The death of the patriarch (Tr. 2) is underscored with sombre dissonances and long sustained chords in the lower registers with only a faint light of hope when a high flute phrase shows up for a short time, this is music full of unresolved tension quite similar to Piccioni’s score for Salvatore Giuiliano which was also composed in 1961. On the other hand, foreshadowings of his later Senilità score can be heard for example in Bianca’s confession (Tr. 10) where his subtle and delicate melodic lines in a characteristic setting for solo saxophone and strings arouse sympathy for the cynical Bianca when she tells Amerigo how as a young inexperienced girl she had become a whore. The same musical phrase will appear again when Amerigo gets hurt in the knife fight sequence (Tr. 17) and an orchestral outcry resonates with compassion for the suffering characters.
The third group of tracks in the score consists of various source music cues which are mainly heard during the scenes in the brothel as background music or during the masked ball scenes.

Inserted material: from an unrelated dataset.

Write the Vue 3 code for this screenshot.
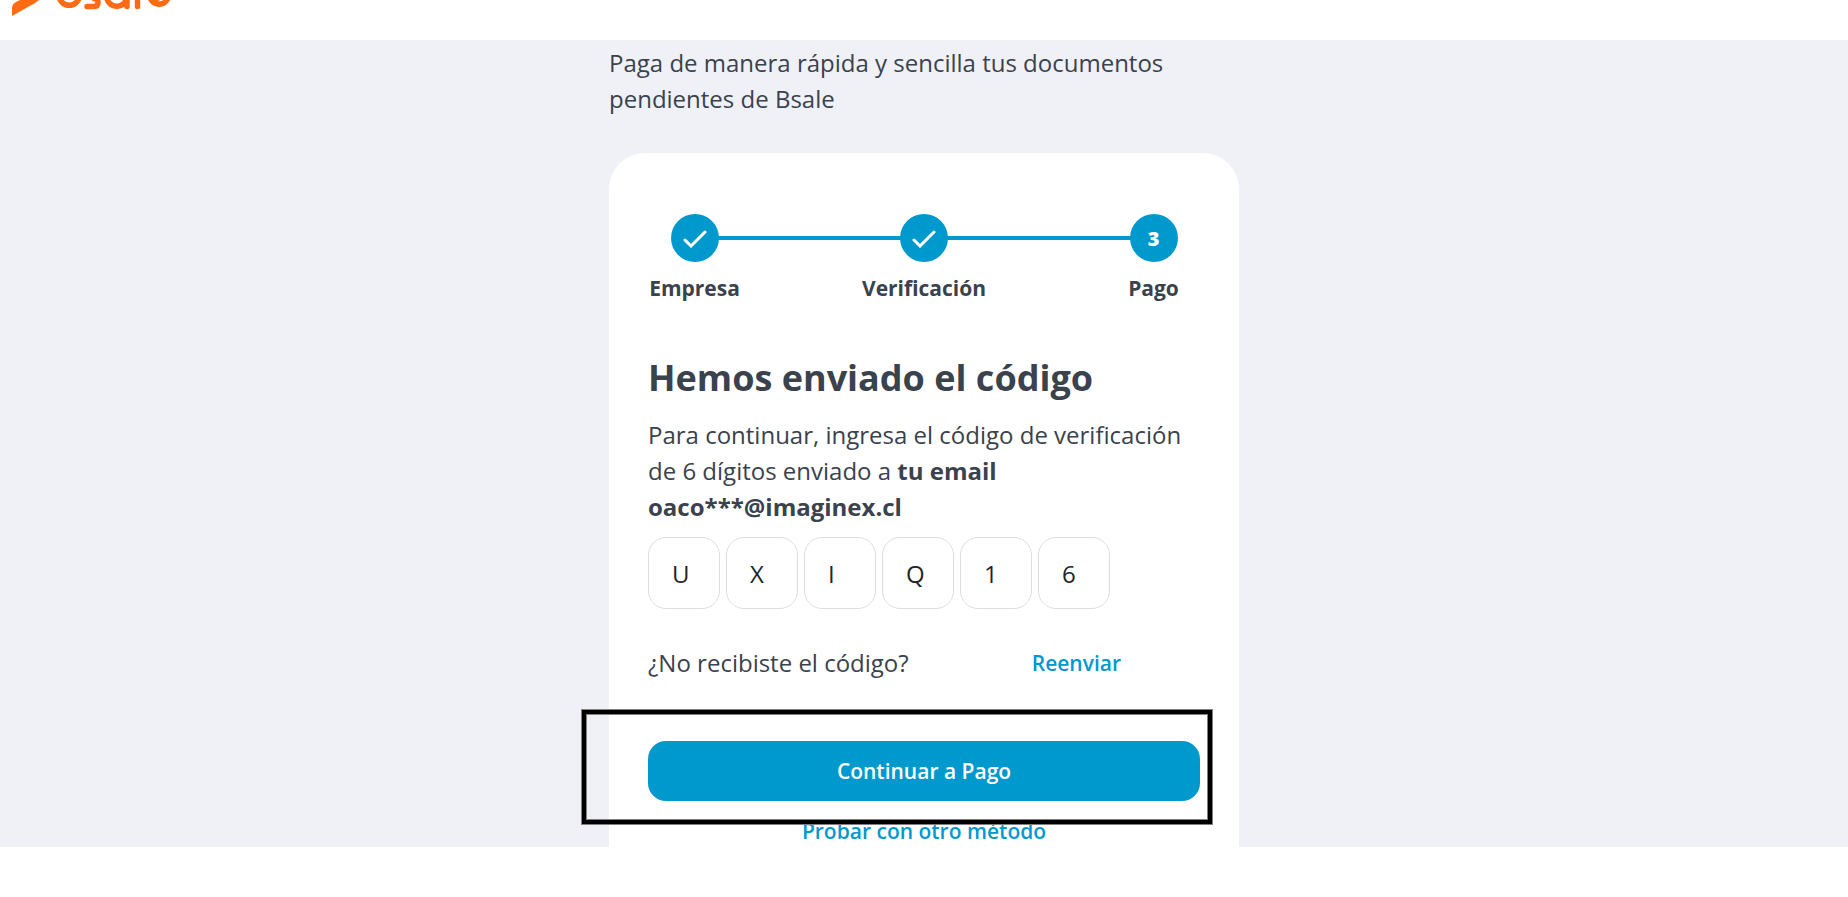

These were also composed by Piccioni and with their carefree and charming nature stand in total contrast to the doom-laden atmosphere of the dramatic underscoring. Particularly the lovely and spirited Valzer di mai (Tr. 16) played by mandolin and pianino (there exist also some unused alternative versions on the master tapes which can be heard in the bonus section of the CD) has become one of the most well-known pieces from La viaccia and was released —together with the Piccola marcia antica (Tr. 14)— on a top-rare 45rpm single on the Titanus label.
All other tracks from the original master tapes of the mono recording sessions have never been made available before and are presented on this disc for the first time ever. This CD is therefore a testimony to the versatile talent and exceptional artistry of Piero Piccioni.